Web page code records

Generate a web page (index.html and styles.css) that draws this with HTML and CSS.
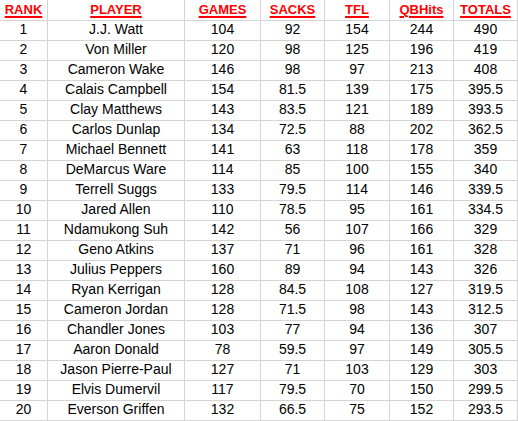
FILE: index.html
```html
<!DOCTYPE html>
<html>
<head>
<meta charset="utf-8">
<link rel="stylesheet" href="styles.css">
</head>
<body>
<div class="sheet">
  <div class="c h">RANK</div><div class="c h">PLAYER</div><div class="c h">GAMES</div><div class="c h">SACKS</div><div class="c h">TFL</div><div class="c h">QBHits</div><div class="c h">TOTALS</div>
  <div class="c">1</div><div class="c">J.J. Watt</div><div class="c">104</div><div class="c">92</div><div class="c">154</div><div class="c">244</div><div class="c">490</div>
  <div class="c">2</div><div class="c">Von Miller</div><div class="c">120</div><div class="c">98</div><div class="c">125</div><div class="c">196</div><div class="c">419</div>
  <div class="c">3</div><div class="c">Cameron Wake</div><div class="c">146</div><div class="c">98</div><div class="c">97</div><div class="c">213</div><div class="c">408</div>
  <div class="c">4</div><div class="c">Calais Campbell</div><div class="c">154</div><div class="c">81.5</div><div class="c">139</div><div class="c">175</div><div class="c">395.5</div>
  <div class="c">5</div><div class="c">Clay Matthews</div><div class="c">143</div><div class="c">83.5</div><div class="c">121</div><div class="c">189</div><div class="c">393.5</div>
  <div class="c">6</div><div class="c">Carlos Dunlap</div><div class="c">134</div><div class="c">72.5</div><div class="c">88</div><div class="c">202</div><div class="c">362.5</div>
  <div class="c">7</div><div class="c">Michael Bennett</div><div class="c">141</div><div class="c">63</div><div class="c">118</div><div class="c">178</div><div class="c">359</div>
  <div class="c">8</div><div class="c">DeMarcus Ware</div><div class="c">114</div><div class="c">85</div><div class="c">100</div><div class="c">155</div><div class="c">340</div>
  <div class="c">9</div><div class="c">Terrell Suggs</div><div class="c">133</div><div class="c">79.5</div><div class="c">114</div><div class="c">146</div><div class="c">339.5</div>
  <div class="c">10</div><div class="c">Jared Allen</div><div class="c">110</div><div class="c">78.5</div><div class="c">95</div><div class="c">161</div><div class="c">334.5</div>
  <div class="c">11</div><div class="c">Ndamukong Suh</div><div class="c">142</div><div class="c">56</div><div class="c">107</div><div class="c">166</div><div class="c">329</div>
  <div class="c">12</div><div class="c">Geno Atkins</div><div class="c">137</div><div class="c">71</div><div class="c">96</div><div class="c">161</div><div class="c">328</div>
  <div class="c">13</div><div class="c">Julius Peppers</div><div class="c">160</div><div class="c">89</div><div class="c">94</div><div class="c">143</div><div class="c">326</div>
  <div class="c">14</div><div class="c">Ryan Kerrigan</div><div class="c">128</div><div class="c">84.5</div><div class="c">108</div><div class="c">127</div><div class="c">319.5</div>
  <div class="c">15</div><div class="c">Cameron Jordan</div><div class="c">128</div><div class="c">71.5</div><div class="c">98</div><div class="c">143</div><div class="c">312.5</div>
  <div class="c">16</div><div class="c">Chandler Jones</div><div class="c">103</div><div class="c">77</div><div class="c">94</div><div class="c">136</div><div class="c">307</div>
  <div class="c">17</div><div class="c">Aaron Donald</div><div class="c">78</div><div class="c">59.5</div><div class="c">97</div><div class="c">149</div><div class="c">305.5</div>
  <div class="c">18</div><div class="c">Jason Pierre-Paul</div><div class="c">127</div><div class="c">71</div><div class="c">103</div><div class="c">129</div><div class="c">303</div>
  <div class="c">19</div><div class="c">Elvis Dumervil</div><div class="c">117</div><div class="c">79.5</div><div class="c">70</div><div class="c">150</div><div class="c">299.5</div>
  <div class="c">20</div><div class="c">Everson Griffen</div><div class="c">132</div><div class="c">66.5</div><div class="c">75</div><div class="c">152</div><div class="c">293.5</div>
</div>
</body>
</html>
```
FILE: styles.css
```css
html, body {
  margin: 0;
  padding: 0;
  background: #ffffff;
}
.sheet {
  display: grid;
  grid-template-columns: 48px 137px 76px 64px 65px 64px 64px;
  grid-template-rows: 21px repeat(20, 20px);
  width: 518px;
  font-family: "Liberation Sans", Arial, sans-serif;
  font-size: 14px;
  color: #000000;
}
.c {
  box-sizing: border-box;
  border-right: 1px solid #d4d4d4;
  border-bottom: 1px solid #d4d4d4;
  display: flex;
  align-items: flex-end;
  justify-content: center;
  padding-bottom: 3px;
  line-height: 15px;
  white-space: nowrap;
}
.h {
  color: #ff0000;
  font-size: 13px;
  font-weight: bold;
  text-decoration: underline;
  text-decoration-thickness: 2px;
  text-underline-offset: 2px;
}
```
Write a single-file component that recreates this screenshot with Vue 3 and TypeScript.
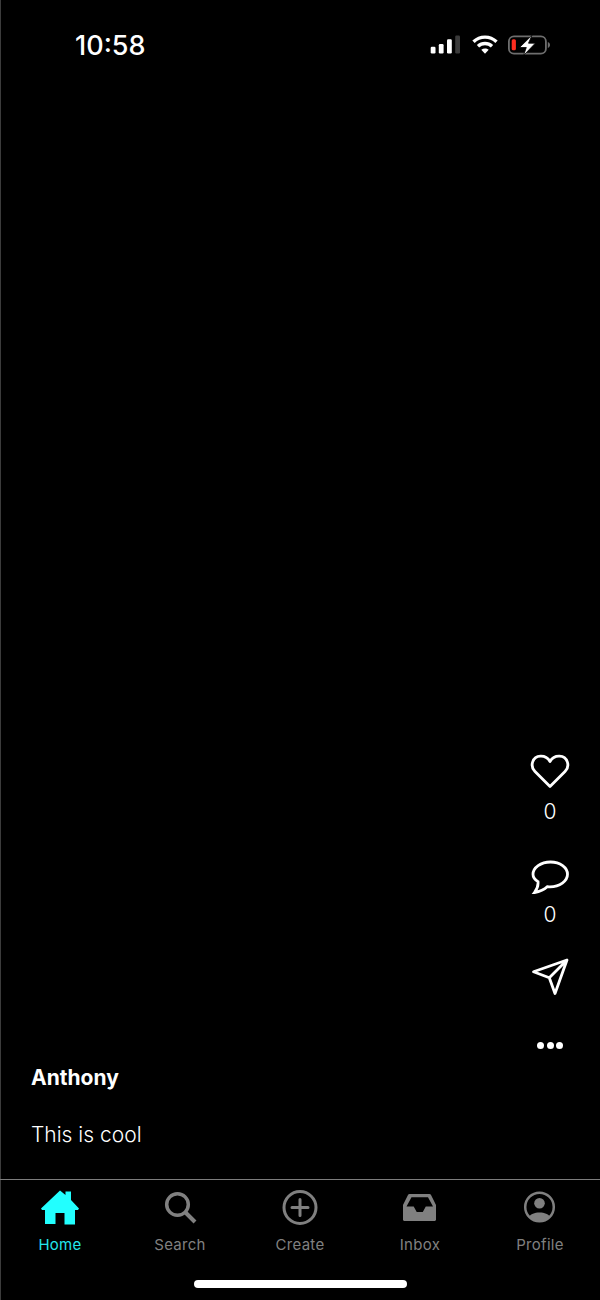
<template>
  <div class="screen">
    <header class="status-bar">
      <span class="time">10:58</span>
      <div class="status-icons">
        <svg class="signal" width="30" height="20" viewBox="0 0 30 20">
          <rect x="0.700" y="11.700" width="4.800" height="6.800" rx="1.200" fill="#fff" />
          <rect x="8.800" y="9" width="4.800" height="9.500" rx="1.200" fill="#fff" />
          <rect x="17" y="4.300" width="4.800" height="14.200" rx="1.200" fill="#fff" />
          <rect x="25.200" y="0.600" width="4.800" height="17.900" rx="1.200" fill="#3a3a3a" />
        </svg>
        <svg class="wifi" width="26" height="20" viewBox="0 0 26 20">
          <path d="M1.500 6.800C8 .6 18 .6 24.500 6.800" fill="none" stroke="#fff" stroke-width="3.400" />
          <path d="M6 11.300c4-3.700 10-3.700 14 0" fill="none" stroke="#fff" stroke-width="3.400" />
          <path d="M9.300 14.800c2.200-1.900 5.200-1.900 7.400 0L13 18.800z" fill="#fff" />
        </svg>
        <svg class="battery" width="42" height="20" viewBox="0 0 42 20">
          <rect x="0.900" y="1.300" width="37" height="17.400" rx="5" fill="none" stroke="#6e6e6e" stroke-width="1.800" />
          <path d="M39.800 7v6c1.300-.4 2.200-1.600 2.200-3s-.9-2.600-2.200-3z" fill="#6e6e6e" />
          <rect x="3.700" y="4.300" width="4.200" height="10.900" rx="1.500" fill="#ff2d20" />
          <path d="M24 .3 11.500 12.500h6.800L15.500 20.500 27.300 8.200h-6.800z" fill="#fff" stroke="#000" stroke-width="0.800" />
        </svg>
      </div>
    </header>

    <main class="feed">
      <section class="post-info">
        <div class="author">Anthony</div>
        <div class="caption">This is cool</div>
      </section>

      <aside class="actions">
        <div class="action like">
          <svg width="40" height="36" viewBox="0 0 40 36">
            <path d="M20 33.500 5 18.500C-.5 13 2.500 3.500 10.500 3.200c4.300-.2 7.500 2 9.500 5.300 2-3.300 5.200-5.500 9.500-5.300 8 .3 11 9.800 5.500 15.300z" fill="none" stroke="#fff" stroke-width="2.800" stroke-linejoin="round" />
          </svg>
          <span class="count">0</span>
        </div>
        <div class="action comment">
          <svg width="40" height="34" viewBox="0 0 40 34">
            <path d="M20.500 2C10.800 2 3 7.500 3 14.300c0 3 1.700 5.400 5 7.300.4 3.700-.8 7.300-3.500 10.900 5.500-.8 9.800-2.800 13-5.900.8.100 1.700.2 2.500.2 9.700 0 17.500-5.700 17.500-12.500S30.200 2 20.500 2z" fill="none" stroke="#fff" stroke-width="2.800" stroke-linejoin="miter" />
          </svg>
          <span class="count">0</span>
        </div>
        <div class="action share">
          <svg width="38" height="38" viewBox="0 0 38 38">
            <path d="M36 2 2.500 13.700l15.800 6L24 35.500zM36 2 18.300 19.700" fill="none" stroke="#fff" stroke-width="2.800" stroke-linejoin="round" stroke-linecap="round" />
          </svg>
        </div>
        <div class="more">
          <i></i><i></i><i></i>
        </div>
      </aside>
    </main>

    <nav class="tab-bar">
      <div v-for="tab in tabs" :key="tab.name" class="tab" :class="{ active: tab.name === 'Home' }">
        <svg class="tab-icon" width="44" height="40" viewBox="0 0 44 40" v-html="tab.icon"></svg>
        <span class="tab-label">{{ tab.name }}</span>
      </div>
    </nav>

    <div class="home-indicator-wrap">
      <div class="home-indicator"></div>
    </div>
  </div>
</template>

<script setup lang="ts">
interface Tab {
  name: string
  icon: string
}

const tabs: Tab[] = [
  {
    name: 'Home',
    icon: '<path fill="#22ffff" d="M22 3.500 27.500 8V4.500h5.500V13l8 8.500-1 1.500h-3v14.500H26.500V26h-9v11H7V23H4l-1-1.500z"/>',
  },
  {
    name: 'Search',
    icon: '<circle cx="19.500" cy="17.500" r="10.800" fill="none" stroke="#808080" stroke-width="3.500"/><path d="m27.500 25.500 9.500 9.500" fill="none" stroke="#808080" stroke-width="4"/>',
  },
  {
    name: 'Create',
    icon: '<circle cx="22" cy="20.500" r="16" fill="none" stroke="#808080" stroke-width="3"/><path d="M22 12.500v16M14 20.500h16" fill="none" stroke="#808080" stroke-width="3" stroke-linecap="round"/>',
  },
  {
    name: 'Inbox',
    icon: '<path fill="#808080" fill-rule="evenodd" d="M12 7h19.500c.6 0 1.100.3 1.400.8L38 18v14.500c0 .8-.7 1.500-1.500 1.500h-30c-.8 0-1.500-.7-1.500-1.500V18l5.100-10.200c.3-.5.800-.8 1.400-.8zm1.500 3.200L8.500 19.500h7.200l3 5.500h6.100l3-5.500h7.200l-5-9.300z"/>',
  },
  {
    name: 'Profile',
    icon: '<circle cx="21.500" cy="20" r="14.300" fill="none" stroke="#808080" stroke-width="2.500"/><circle cx="21.500" cy="16.300" r="5.300" fill="#808080"/><path fill="#808080" d="M11 30c1.500-3 5.500-4.500 10.500-4.500S30.500 27 32 30c-2.700 3-6.500 4.800-10.500 4.800S13.700 33 11 30z"/>',
  },
]
</script>

<style>
html,
body {
  margin: 0;
  background: #000;
}
</style>

<style scoped>
.screen {
  width: 600px;
  height: 1300px;
  box-sizing: border-box;
  display: flex;
  flex-direction: column;
  background: #000;
  box-shadow: inset 1px 0 0 #3c3c3c;
  color: #fff;
  font-family: Inter, "Liberation Sans", sans-serif;
  overflow: hidden;
}

.status-bar {
  height: 90px;
  flex: none;
  display: flex;
  align-items: center;
  justify-content: space-between;
  padding: 0 50px 0 75px;
  box-sizing: border-box;
}

.time {
  font-size: 27px;
  font-weight: 500;
}

.status-icons {
  display: flex;
  align-items: center;
  gap: 10px;
}

.signal {
  margin-right: 2px;
}

.feed {
  flex: 1;
  display: flex;
  justify-content: space-between;
  align-items: flex-end;
  padding: 0 30px 0 31px;
  min-height: 0;
}

.post-info {
  padding-bottom: 30px;
}

.author {
  font-size: 21px;
  font-weight: 700;
  line-height: 28px;
}

.caption {
  font-size: 21px;
  font-weight: 300;
  line-height: 28px;
  margin-top: 29px;
}

.actions {
  display: flex;
  flex-direction: column;
  align-items: center;
  width: 40px;
  padding-bottom: 130px;
}

.action {
  display: flex;
  flex-direction: column;
  align-items: center;
}

.action svg {
  display: block;
}

.count {
  font-size: 21px;
  font-weight: 300;
  line-height: 28px;
  margin-top: 9px;
}

.comment {
  margin-top: 34px;
}

.comment .count {
  margin-top: 7px;
}

.share {
  margin-top: 29px;
}

.more {
  display: flex;
  gap: 2.5px;
  margin-top: 46px;
}

.more i {
  display: block;
  width: 7px;
  height: 7px;
  border-radius: 50%;
  background: #fff;
}

.tab-bar {
  flex: none;
  display: flex;
  height: 101px;
  box-sizing: border-box;
  border-top: 1px solid #7d7d7d;
  padding-top: 7px;
}

.tab {
  width: 120px;
  display: flex;
  flex-direction: column;
  align-items: center;
  color: #808080;
}

.tab.active {
  color: #22e6ee;
}

.tab-icon {
  flex: none;
  display: block;
}

.tab-label {
  font-size: 15px;
  line-height: 20px;
  letter-spacing: 0.3px;
  margin-top: 8px;
}

.home-indicator-wrap {
  flex: none;
  height: 20px;
  display: flex;
  justify-content: center;
}

.home-indicator {
  width: 213px;
  height: 8px;
  border-radius: 4px;
  background: #fff;
}
</style>
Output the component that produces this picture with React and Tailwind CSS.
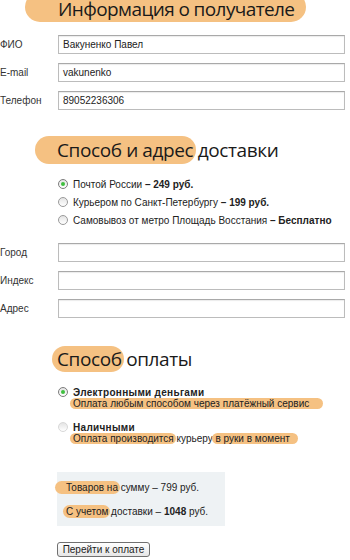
import React from "react";

const hl = "bg-[#f5c182] rounded-full";

const Field = ({ label, value, first }) => (
  <div className={`flex items-center h-[19px] ${first ? "" : "mt-[9px]"}`}>
    <span className="w-[58px] text-[#333]">{label}</span>
    <div className="w-[287px] h-[19px] border border-[#bcbcbc] border-t-[#a9a9a9] shadow-[inset_0_1px_1px_rgba(0,0,0,0.08)] bg-white px-[4px] leading-[17px] text-[#222]">
      {value}
    </div>
  </div>
);

const Radio = ({ checked, faint }) => (
  <span
    className={`inline-flex items-center justify-center w-[10px] h-[10px] rounded-full border shrink-0 bg-gradient-to-b from-[#e4e4e4] to-white ${
      faint ? "border-[#d8d8d8]" : checked ? "border-[#7c7c7c]" : "border-[#9a9a9a]"
    }`}
  >
    {checked && <span className="w-[4px] h-[4px] rounded-full bg-[#3fbf3f]" />}
  </span>
);

const Heading = ({ children, className = "" }) => (
  <h2
    className={`text-[19px] leading-[24px] tracking-[-0.4px] text-[#1a1a1a] font-normal whitespace-nowrap ${className}`}
    style={{ fontFamily: '"Open Sans", sans-serif' }}
  >
    {children}
  </h2>
);

export default function App() {
  const delivery = [
    { text: "Почтой России", price: "249 руб.", checked: true },
    { text: "Курьером по Санкт-Петербургу", price: "199 руб." },
    { text: "Самовывоз от метро Площадь Восстания", price: "Бесплатно" },
  ];

  return (
    <div
      className="w-[350px] h-[560px] overflow-hidden bg-white text-[10px] text-[#222]"
      style={{ fontFamily: '"Liberation Sans", Arial, sans-serif' }}
    >
      <Heading className="pl-[58px] -mt-[3px] tracking-[-0.6px]">
        <span className={`${hl} pl-[33px] -ml-[33px] pr-[12px] pt-[4px]`}>Информация о получателе</span>
      </Heading>

      <div className="mt-[14px]">
        <Field first label="ФИО" value="Вакуненко Павел" />
        <Field label="E-mail" value="vakunenko" />
        <Field label="Телефон" value="89052236306" />
      </div>

      <Heading className="pl-[57px] mt-[28px]">
        <span className={`${hl} pl-[22px] -ml-[22px] pr-[3px] -mr-[3px] py-[1px]`}>Способ и адрес</span> доставки
      </Heading>

      <div className="mt-[13px] pl-[58px]">
        {delivery.map((d) => (
          <div key={d.text} className="flex items-center gap-[5px] h-[18px] whitespace-nowrap">
            <Radio checked={d.checked} />
            <span>
              {d.text} <b>– {d.price}</b>
            </span>
          </div>
        ))}
      </div>

      <div className="mt-[14px]">
        <Field first label="Город" value="" />
        <Field label="Индекс" value="" />
        <Field label="Адрес" value="" />
      </div>

      <Heading className="pl-[57px] mt-[29px]">
        <span className={`${hl} pl-[5px] -ml-[5px] pr-[2px] -mr-[2px]`}>Способ</span> оплаты
      </Heading>

      <div className="pl-[58px] mt-[15px] whitespace-nowrap">
        <div className="flex items-center gap-[5px] h-[12px]">
          <Radio checked />
          <b className="tracking-[0.3px]">Электронными деньгами</b>
        </div>
        <div className="pl-[15px] h-[12px] leading-[12px]">
          <span className={`${hl} pl-[3px] -ml-[3px] pr-[14px]`}>Оплата любым способом через платёжный сервис</span>
        </div>

        <div className="flex items-center gap-[5px] h-[12px] mt-[11px]">
          <Radio faint />
          <b className="tracking-[0.3px]">Наличными</b>
        </div>
        <div className="pl-[15px] h-[12px] leading-[12px]">
          <span className={`${hl} pl-[3px] -ml-[3px] pr-[2px] -mr-[2px]`}>Оплата производится</span> курьеру{" "}
          <span className={`${hl} pl-[3px] -ml-[3px] pr-[8px]`}>в руки в момент</span>
        </div>
      </div>

      <div className="ml-[57px] mt-[27px] w-[168px] h-[54px] bg-[#eef2f4] pl-[9px] pt-[10px] whitespace-nowrap">
        <div className="leading-[12px]">
          <span className={`${hl} pl-[11px] -ml-[11px] pr-[2px] -mr-[2px] py-[1px]`}>Товаров на</span> сумму – 799 руб.
        </div>
        <div className="leading-[12px] mt-[12px]">
          <span className={`${hl} pl-[3px] -ml-[3px] pr-[2px] -mr-[2px] py-[1px]`}>С учетом</span> доставки – <b>1048</b> руб.
        </div>
      </div>

      <button className="ml-[57px] mt-[16px] w-[93px] h-[15px] border border-[#707070] rounded-[3px] bg-gradient-to-b from-white to-[#e6e6e6] text-[10px] leading-[13px] text-[#222] text-center">
        Перейти к оплате
      </button>
    </div>
  );
}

| WRITTEN TASK |
Filter the records above for lines containing the word "that", and copy those lines.

| FINISHED TASK |
Generate a web page (index.html and styles.css) that draws this with HTML and CSS.
Write a single-file component that recreates this screenshot with Vue 3 and TypeScript.
Output the component that produces this picture with React and Tailwind CSS.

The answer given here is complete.